* [Exercise brief]:
Restate the listing that follows word for word, without its pictures.

* [Data provided]:
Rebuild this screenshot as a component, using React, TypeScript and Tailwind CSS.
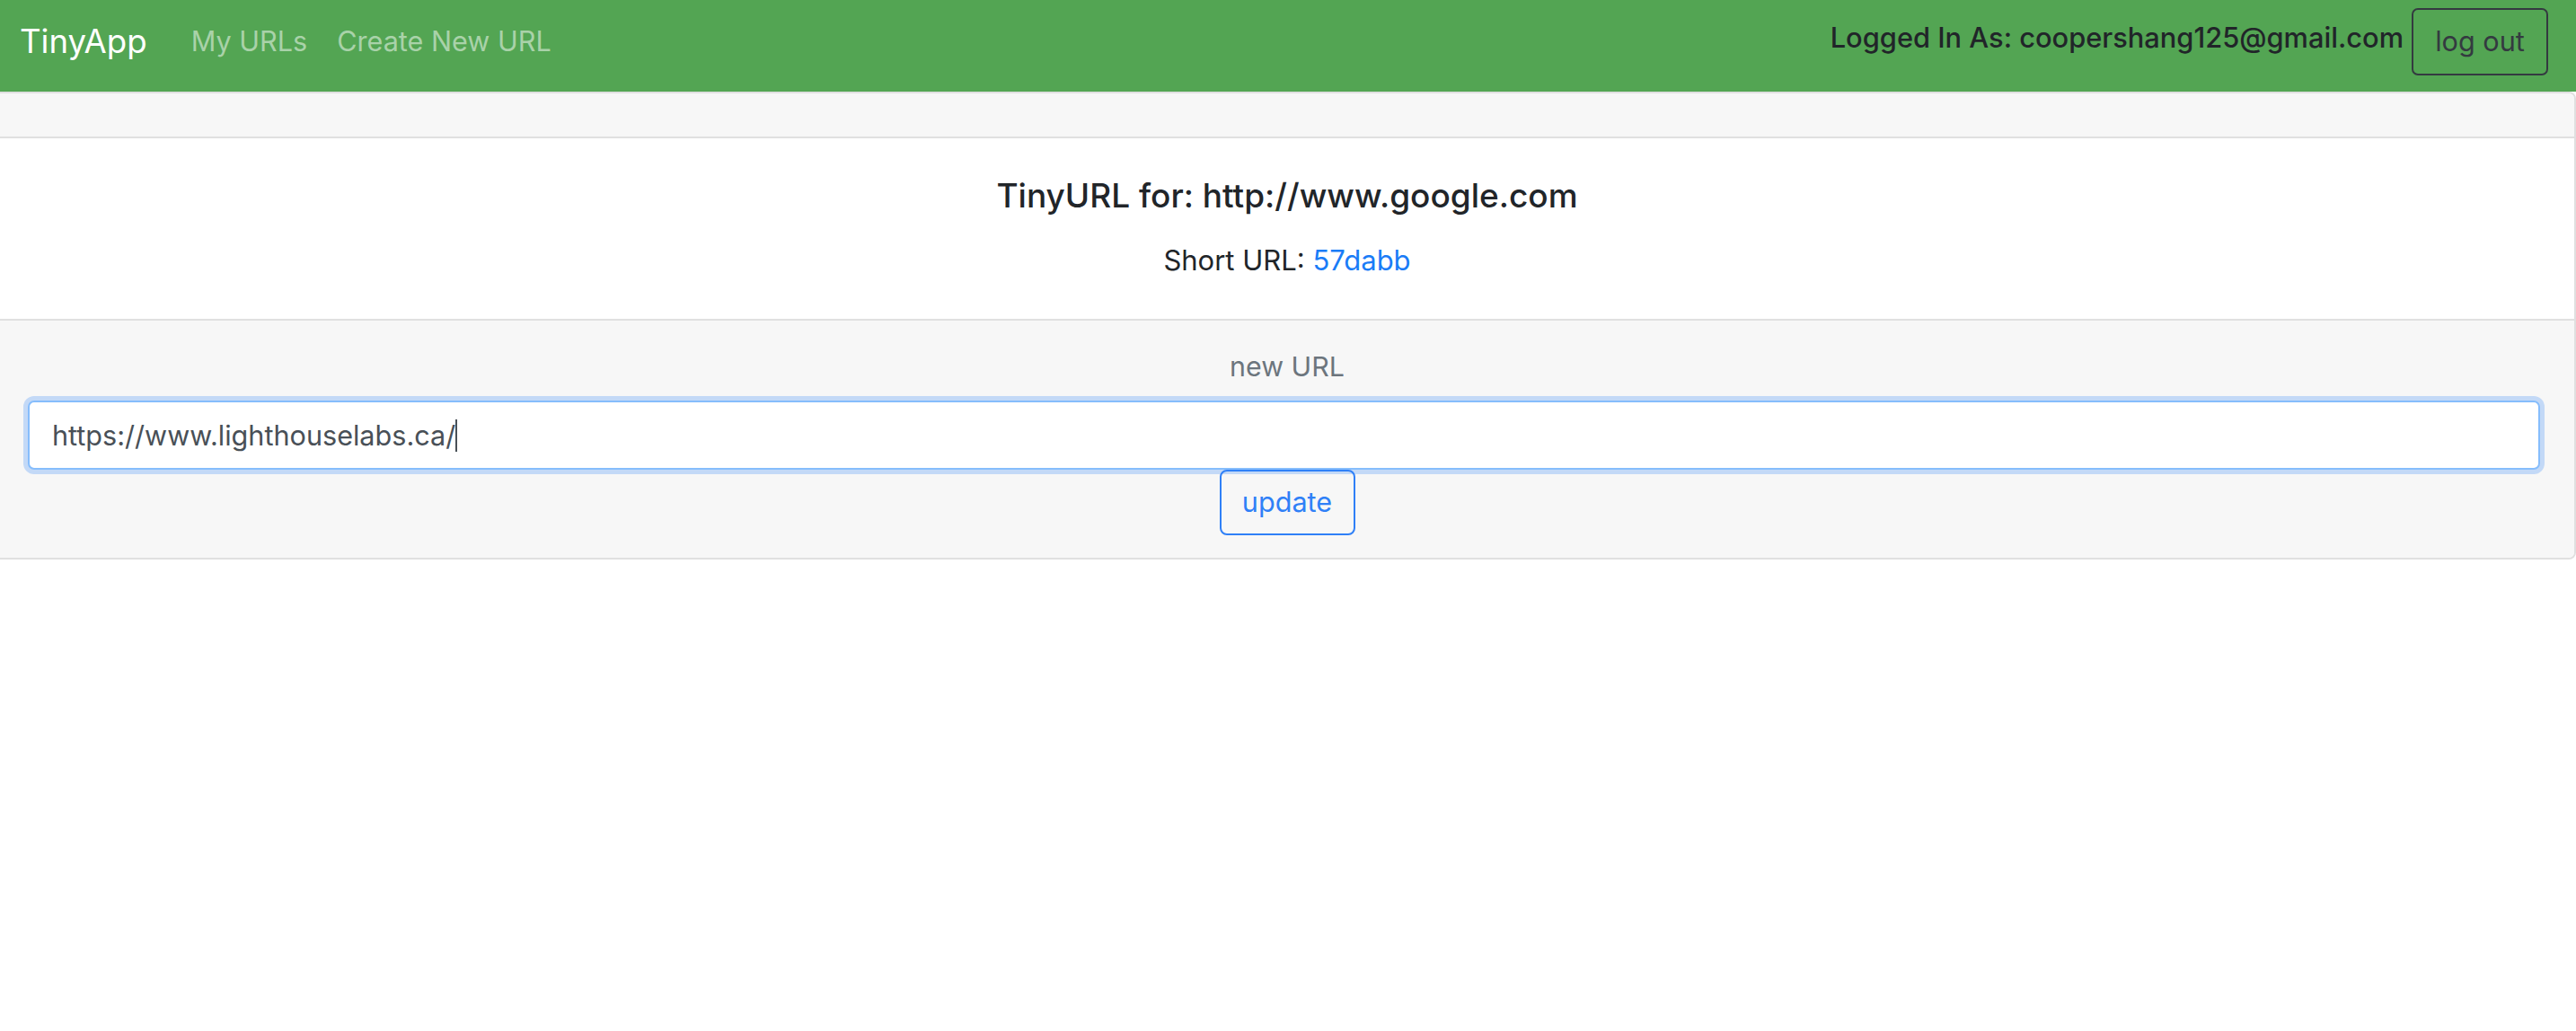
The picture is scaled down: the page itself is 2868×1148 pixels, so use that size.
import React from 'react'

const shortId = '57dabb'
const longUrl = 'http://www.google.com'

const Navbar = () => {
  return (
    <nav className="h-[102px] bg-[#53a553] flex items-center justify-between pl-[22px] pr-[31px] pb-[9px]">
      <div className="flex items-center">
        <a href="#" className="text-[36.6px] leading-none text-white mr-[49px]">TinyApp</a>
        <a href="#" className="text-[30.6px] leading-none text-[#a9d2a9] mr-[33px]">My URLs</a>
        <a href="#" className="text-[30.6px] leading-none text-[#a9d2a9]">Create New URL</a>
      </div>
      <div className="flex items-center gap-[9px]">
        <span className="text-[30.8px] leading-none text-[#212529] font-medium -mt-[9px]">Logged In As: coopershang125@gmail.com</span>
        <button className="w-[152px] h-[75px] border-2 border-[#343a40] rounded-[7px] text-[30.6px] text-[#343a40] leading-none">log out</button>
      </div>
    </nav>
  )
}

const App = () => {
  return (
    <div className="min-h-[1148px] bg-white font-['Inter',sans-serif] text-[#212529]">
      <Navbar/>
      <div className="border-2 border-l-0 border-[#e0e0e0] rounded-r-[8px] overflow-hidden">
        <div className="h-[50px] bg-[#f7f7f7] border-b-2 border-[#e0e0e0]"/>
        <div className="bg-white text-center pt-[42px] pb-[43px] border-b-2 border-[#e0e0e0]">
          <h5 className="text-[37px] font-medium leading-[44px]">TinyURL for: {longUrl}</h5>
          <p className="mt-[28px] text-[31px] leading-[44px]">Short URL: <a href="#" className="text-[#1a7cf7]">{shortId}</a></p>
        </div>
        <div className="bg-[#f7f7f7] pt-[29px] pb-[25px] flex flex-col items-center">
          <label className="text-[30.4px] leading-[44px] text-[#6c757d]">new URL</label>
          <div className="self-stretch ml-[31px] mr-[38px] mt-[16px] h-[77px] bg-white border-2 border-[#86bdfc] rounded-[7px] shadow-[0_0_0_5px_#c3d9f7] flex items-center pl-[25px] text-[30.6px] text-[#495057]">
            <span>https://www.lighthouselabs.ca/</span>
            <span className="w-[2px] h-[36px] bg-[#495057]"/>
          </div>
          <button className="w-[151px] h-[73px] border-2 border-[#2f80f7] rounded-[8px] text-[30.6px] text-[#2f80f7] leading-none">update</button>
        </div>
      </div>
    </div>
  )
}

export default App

* [Solution to this exercise]:
Rebuild this screenshot as a component, using React, TypeScript and Tailwind CSS.
The picture is scaled down: the page itself is 2868×1148 pixels, so use that size.
import React from 'react'

const shortId = '57dabb'
const longUrl = 'http://www.google.com'

const Navbar = () => {
  return (
    <nav className="h-[102px] bg-[#53a553] flex items-center justify-between pl-[22px] pr-[31px] pb-[9px]">
      <div className="flex items-center">
        <a href="#" className="text-[36.6px] leading-none text-white mr-[49px]">TinyApp</a>
        <a href="#" className="text-[30.6px] leading-none text-[#a9d2a9] mr-[33px]">My URLs</a>
        <a href="#" className="text-[30.6px] leading-none text-[#a9d2a9]">Create New URL</a>
      </div>
      <div className="flex items-center gap-[9px]">
        <span className="text-[30.8px] leading-none text-[#212529] font-medium -mt-[9px]">Logged In As: coopershang125@gmail.com</span>
        <button className="w-[152px] h-[75px] border-2 border-[#343a40] rounded-[7px] text-[30.6px] text-[#343a40] leading-none">log out</button>
      </div>
    </nav>
  )
}

const App = () => {
  return (
    <div className="min-h-[1148px] bg-white font-['Inter',sans-serif] text-[#212529]">
      <Navbar/>
      <div className="border-2 border-l-0 border-[#e0e0e0] rounded-r-[8px] overflow-hidden">
        <div className="h-[50px] bg-[#f7f7f7] border-b-2 border-[#e0e0e0]"/>
        <div className="bg-white text-center pt-[42px] pb-[43px] border-b-2 border-[#e0e0e0]">
          <h5 className="text-[37px] font-medium leading-[44px]">TinyURL for: {longUrl}</h5>
          <p className="mt-[28px] text-[31px] leading-[44px]">Short URL: <a href="#" className="text-[#1a7cf7]">{shortId}</a></p>
        </div>
        <div className="bg-[#f7f7f7] pt-[29px] pb-[25px] flex flex-col items-center">
          <label className="text-[30.4px] leading-[44px] text-[#6c757d]">new URL</label>
          <div className="self-stretch ml-[31px] mr-[38px] mt-[16px] h-[77px] bg-white border-2 border-[#86bdfc] rounded-[7px] shadow-[0_0_0_5px_#c3d9f7] flex items-center pl-[25px] text-[30.6px] text-[#495057]">
            <span>https://www.lighthouselabs.ca/</span>
            <span className="w-[2px] h-[36px] bg-[#495057]"/>
          </div>
          <button className="w-[151px] h-[73px] border-2 border-[#2f80f7] rounded-[8px] text-[30.6px] text-[#2f80f7] leading-none">update</button>
        </div>
      </div>
    </div>
  )
}

export default App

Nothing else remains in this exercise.